Your favorite rapper or producer knows his name, but what do you know about the 21-year-old Long Beach rapper that goes by Vince Staples? Having worked with big names like No I.D., Common and Mac Miller, the laid-back rapper takes pride in telling his story and staying true to himself.
It’s been a good year for the west coast with several acts taking over the top charts. Next up for a shot at the title is Vince Staples, here’s a few things you should know about the gifted lyricist.
1. Vince Staples is an honest rapper who is never afraid to speak on his upbringing.
If you’ve listened to any of Staples’ music you’re aware of how hectic things were for the young emcee growing up, especially in regards to the living situation with his parents. In his song “Nate,” Staples talks about how his environment shaped his interests at a young age.
“As a kid all I wanted was to kill a man/Be like my daddy’s friends, hopping out the minivan”
2. Vince Staples did not take his rap career seriously until his mother kicked him out of the house.
Staples has always been an opinionated lyricist despite not taking his rap dreams seriously until his mom kicked him out of the house. In need of a place to stay, he moved in with Odd Future producer Syd tha Kyd. While living with Syd tha Kyd, Staples was introduced to Earl Sweatshirt with whom he would later become close friends. The friendship led to appearances on early Odd Future songs, however, Staples remained an affiliate and never became a formal member of the group. He gradually began releasing his own material, which commenced with his first mixtape, Shyne Coldchain Vol. 1, which was released in 2011.
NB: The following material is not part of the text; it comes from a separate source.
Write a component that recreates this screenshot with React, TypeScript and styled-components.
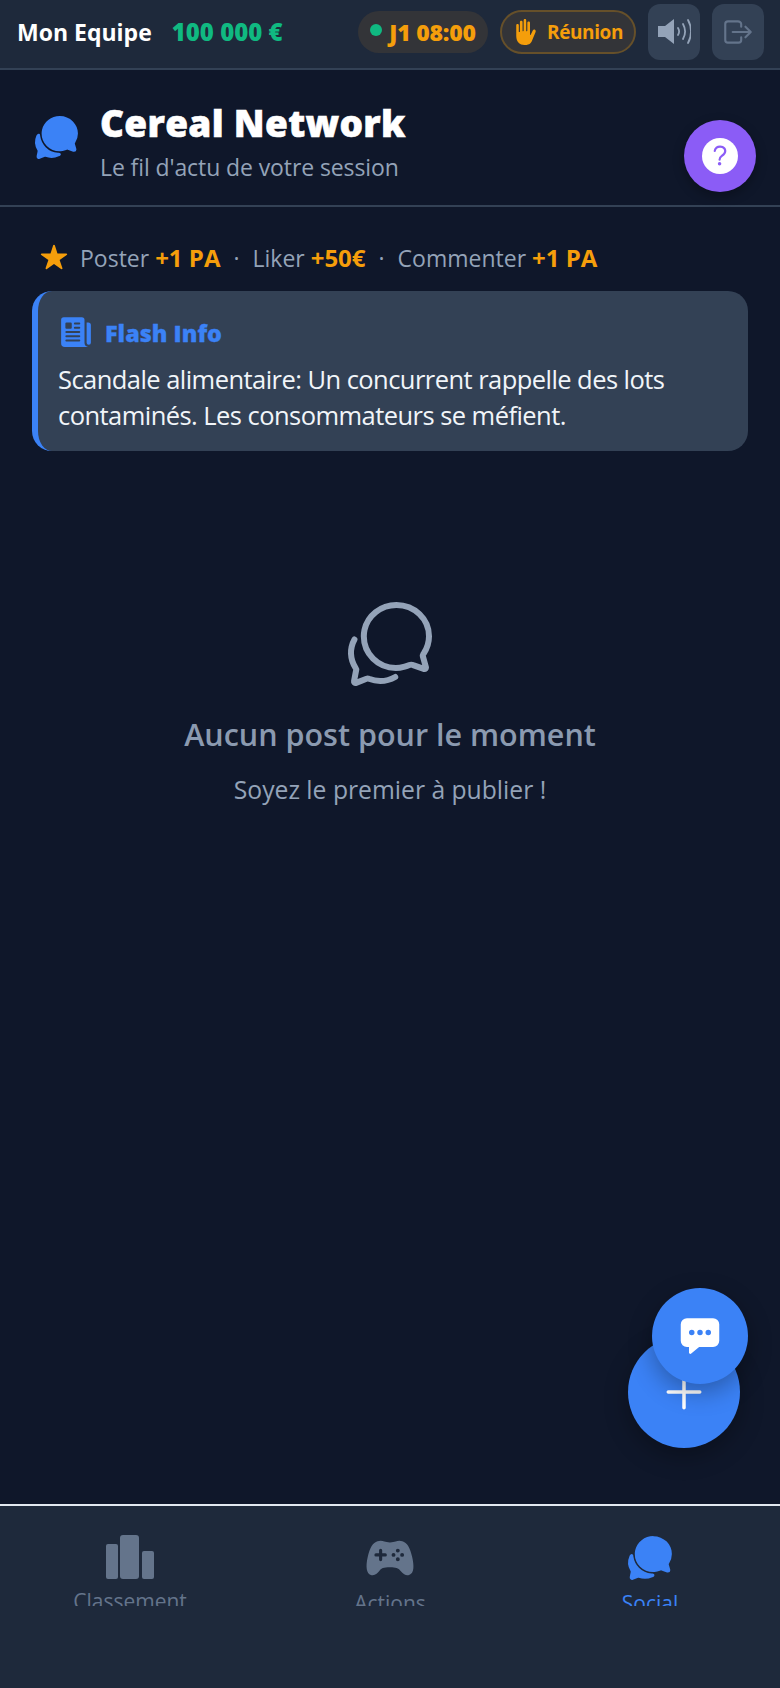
import styled, { createGlobalStyle } from "styled-components";
import {
  IoAdd,
  IoChatbubbles,
  IoChatbubblesOutline,
  IoChatboxEllipses,
  IoGameController,
  IoHandLeft,
  IoHelp,
  IoLogOutOutline,
  IoNewspaper,
  IoStar,
} from "react-icons/io5";

const GlobalStyle = createGlobalStyle`
  html, body { margin: 0; padding: 0; background: #0f172a; }
  * { box-sizing: border-box; }
  body { font-family: "Open Sans", "Noto Sans", sans-serif; }
`;

const Page = styled.div`
  position: relative;
  width: 780px;
  height: 1688px;
  display: flex;
  flex-direction: column;
  overflow: hidden;
  background: #0f172a;
`;

const TopBar = styled.header`
  height: 70px;
  display: flex;
  align-items: center;
  padding: 0 16px 5px 17px;
  background: #1e293b;
  border-bottom: 2px solid #334155;
`;

const TeamName = styled.span`
  font-size: 23px;
  font-weight: 700;
  color: #fff;
`;

const Money = styled.span`
  margin-left: 20px;
  font-size: 24px;
  font-weight: 800;
  color: #10b981;
`;

const TopActions = styled.div`
  margin-left: auto;
  display: flex;
  align-items: center;
  gap: 12px;
`;

const Clock = styled.div`
  width: 130px;
  height: 42px;
  display: flex;
  align-items: center;
  justify-content: center;
  gap: 7px;
  border-radius: 21px;
  background: #333438;
  color: #f59e0b;
  font-size: 23px;
  font-weight: 800;
  letter-spacing: -0.2px;
`;

const Dot = styled.span`
  width: 12px;
  height: 12px;
  margin-top: -3px;
  border-radius: 50%;
  background: #10b981;
`;

const Meeting = styled.div`
  width: 136px;
  height: 44px;
  display: flex;
  align-items: center;
  justify-content: center;
  gap: 8px;
  border-radius: 22px;
  border: 2px solid #66502a;
  background: #333438;
  color: #f59e0b;
  font-size: 19px;
  font-weight: 700;
  letter-spacing: -0.4px;
`;

const SquareButton = styled.div<{ $dim?: boolean }>`
  width: 52px;
  height: 56px;
  display: flex;
  align-items: center;
  justify-content: center;
  border-radius: 12px;
  background: #334155;
  color: ${(p) => (p.$dim ? "#64748b" : "#94a3b8")};
`;

const Header = styled.section`
  height: 137px;
  display: flex;
  align-items: center;
  gap: 19px;
  padding: 0 32px;
  border-bottom: 2px solid #334155;
`;

const HeaderText = styled.div`
  display: flex;
  flex-direction: column;
  padding-top: 8px;
`;

const Title = styled.h1`
  margin: 0;
  font-size: 37px;
  line-height: 46px;
  font-weight: 800;
  color: #fff;
  letter-spacing: 0.3px;
  -webkit-text-stroke: 0.6px #fff;
`;

const Subtitle = styled.p`
  margin: 5px 0 0;
  font-size: 23px;
  line-height: 32px;
  color: #94a3b8;
  letter-spacing: -0.1px;
`;

const HelpFab = styled.div`
  position: absolute;
  left: 684px;
  top: 120px;
  width: 72px;
  height: 72px;
  display: flex;
  align-items: center;
  justify-content: center;
  border-radius: 50%;
  background: #8b5cf6;
  box-shadow: 0 4px 12px rgba(0, 0, 0, 0.3);
`;

const HelpDisc = styled.div`
  width: 36px;
  height: 36px;
  display: flex;
  align-items: center;
  justify-content: center;
  border-radius: 50%;
  background: #fff;
  color: #8b5cf6;
`;

const Rewards = styled.div`
  display: flex;
  align-items: center;
  gap: 12px;
  margin: 32px 32px 0 40px;
  height: 36px;
  font-size: 23px;
  color: #94a3b8;
  white-space: pre;
`;

const RewardLine = styled.span``;

const Gain = styled.b`
  color: #f59e0b;
  font-size: 24px;
  font-weight: 700;
`;

const Separator = styled.span`
  margin: 0 13px;
`;

const Flash = styled.article`
  margin: 16px 32px 0;
  height: 160px;
  padding: 23px 20px 0;
  border-radius: 20px;
  border-left: 6px solid #3b82f6;
  background: #334155;
`;

const FlashHead = styled.div`
  display: flex;
  align-items: center;
  gap: 12px;
  height: 38px;
  color: #3b82f6;
  font-size: 23.4px;
  font-weight: 800;
  -webkit-text-stroke: 0.3px #3b82f6;
`;

const FlashIcon = styled(IoNewspaper)`
  margin-left: 1px;
  margin-top: -3px;
`;

const FlashBody = styled.p`
  margin: 9px 0 0;
  font-size: 25.5px;
  line-height: 36px;
  color: #f1f5f9;
  letter-spacing: -0.55px;
`;

const Empty = styled.section`
  flex: 1;
  display: flex;
  flex-direction: column;
  align-items: center;
  padding-top: 145px;
  color: #94a3b8;
`;

const EmptyTitle = styled.h2`
  margin: 21px 0 0;
  font-size: 30.5px;
  line-height: 42px;
  font-weight: 600;
  color: #8b9ab0;
`;

const EmptyText = styled.p`
  margin: 18px 0 0;
  font-size: 24.7px;
  line-height: 34px;
`;

const Fab = styled.div<{ $size: number; $left: number; $top: number }>`
  position: absolute;
  left: ${(p) => p.$left}px;
  top: ${(p) => p.$top}px;
  width: ${(p) => p.$size}px;
  height: ${(p) => p.$size}px;
  display: flex;
  align-items: center;
  justify-content: center;
  border-radius: 50%;
  background: #3b82f6;
  color: #fff;
  box-shadow: 0 8px 24px rgba(0, 0, 0, 0.3);
`;

const BottomNav = styled.nav`
  height: 184px;
  display: grid;
  grid-template-columns: repeat(3, 1fr);
  border-top: 2px solid #e2e8f0;
  background: #1e293b;
`;

const NavItem = styled.div<{ $active?: boolean }>`
  height: 100px;
  display: flex;
  flex-direction: column;
  align-items: center;
  padding-top: 29px;
  overflow: hidden;
  color: ${(p) => (p.$active ? "#3b82f6" : "#64748b")};
  font-size: 21px;
  line-height: 28px;
`;

const NavIcon = styled.div`
  height: 46px;
  margin-bottom: 8px;
  display: flex;
  align-items: center;
  justify-content: center;
`;

const SpeakerIcon = () => (
  <svg width="33" height="25" viewBox="0 0 33 25" fill="none">
    <path d="M0 7h7l9-7v25l-9-7H0z" fill="#94a3b8" />
    <path d="M20 9c1.4 2.2 1.4 4.8 0 7M25 5c2.6 4.6 2.6 10.4 0 15M30 1c4 7 4 16 0 23" stroke="#94a3b8" strokeWidth="1.8" strokeLinecap="round" />
  </svg>
);

const BarsIcon = () => (
  <svg width="48" height="44" viewBox="0 0 48 44" fill="currentColor">
    <rect x="0" y="9" width="12" height="35" rx="2" />
    <rect x="14" y="0" width="19" height="44" rx="3" />
    <rect x="36" y="16" width="12" height="28" rx="2" />
  </svg>
);

const App = () => (
  <>
    <GlobalStyle />
    <Page>
      <TopBar>
        <TeamName>Mon Equipe</TeamName>
        <Money>100 000 €</Money>
        <TopActions>
          <Clock>
            <Dot />
            J1 08:00
          </Clock>
          <Meeting>
            <IoHandLeft size={26} />
            Réunion
          </Meeting>
          <SquareButton>
            <SpeakerIcon />
          </SquareButton>
          <SquareButton $dim>
            <IoLogOutOutline size={34} />
          </SquareButton>
        </TopActions>
      </TopBar>
      <Header>
        <IoChatbubbles size={49} color="#3b82f6" />
        <HeaderText>
          <Title>Cereal Network</Title>
          <Subtitle>Le fil d'actu de votre session</Subtitle>
        </HeaderText>
      </Header>
      <HelpFab>
        <HelpDisc>
          <IoHelp size={28} />
        </HelpDisc>
      </HelpFab>
      <Rewards>
        <IoStar size={28} color="#f59e0b" />
        <RewardLine>
          Poster <Gain>+1 PA</Gain>
          <Separator>·</Separator>
          Liker <Gain>+50€</Gain>
          <Separator>·</Separator>
          Commenter <Gain>+1 PA</Gain>
        </RewardLine>
      </Rewards>
      <Flash>
        <FlashHead>
          <FlashIcon size={34} />
          Flash Info
        </FlashHead>
        <FlashBody>
          Scandale alimentaire: Un concurrent rappelle des lots contaminés. Les consommateurs se méfient.
        </FlashBody>
      </Flash>
      <Empty>
        <IoChatbubblesOutline size={96} />
        <EmptyTitle>Aucun post pour le moment</EmptyTitle>
        <EmptyText>Soyez le premier à publier !</EmptyText>
      </Empty>
      <BottomNav>
        <NavItem>
          <NavIcon>
            <BarsIcon />
          </NavIcon>
          Classement
        </NavItem>
        <NavItem>
          <NavIcon>
            <IoGameController size={50} />
          </NavIcon>
          Actions
        </NavItem>
        <NavItem $active>
          <NavIcon>
            <IoChatbubbles size={50} />
          </NavIcon>
          Social
        </NavItem>
      </BottomNav>
      <Fab $size={112} $left={628} $top={1336}>
        <IoAdd size={56} />
      </Fab>
      <Fab $size={96} $left={652} $top={1288}>
        <IoChatboxEllipses size={44} />
      </Fab>
    </Page>
  </>
);

export default App;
3. He is one third of the Cali trio the Cutthroat Boyz.
The Cutthroat Boyz is a trio that consists of Vince Staples, Aston Matthews and Joey Fatts. Last year, Staples was named one of Hot New Hip Hop’s “21 Dope Rappers 21 and Under.”
Fellow group member, Aston Matthews, sees great potential in Vince and said:
“If he wasn’t number one on there, he’s about to be. I guarantee that. He doesn’t get enough credit.”
4. Vince Staples isn’t too fond of RapGenius.
Although Staples may be young, he’s seen his share of hardships growing up in Long Beach and unfortunately sometimes everyone doesn’t see his vision. In his video for “Blue Suede,” many people perceived this video to be the story of how easy it is for adolescents to become a part of the violent street life he often talks about. In an interview, Staples cleared up the misconceptions saying the song “is not about gangbanging, it’s about giving your all-100% into everything that you do” whereas the hook depicts how no one wants to die but it’s always possible when in the streets.
Staples also suggests that we “stop reading that RapGenius.”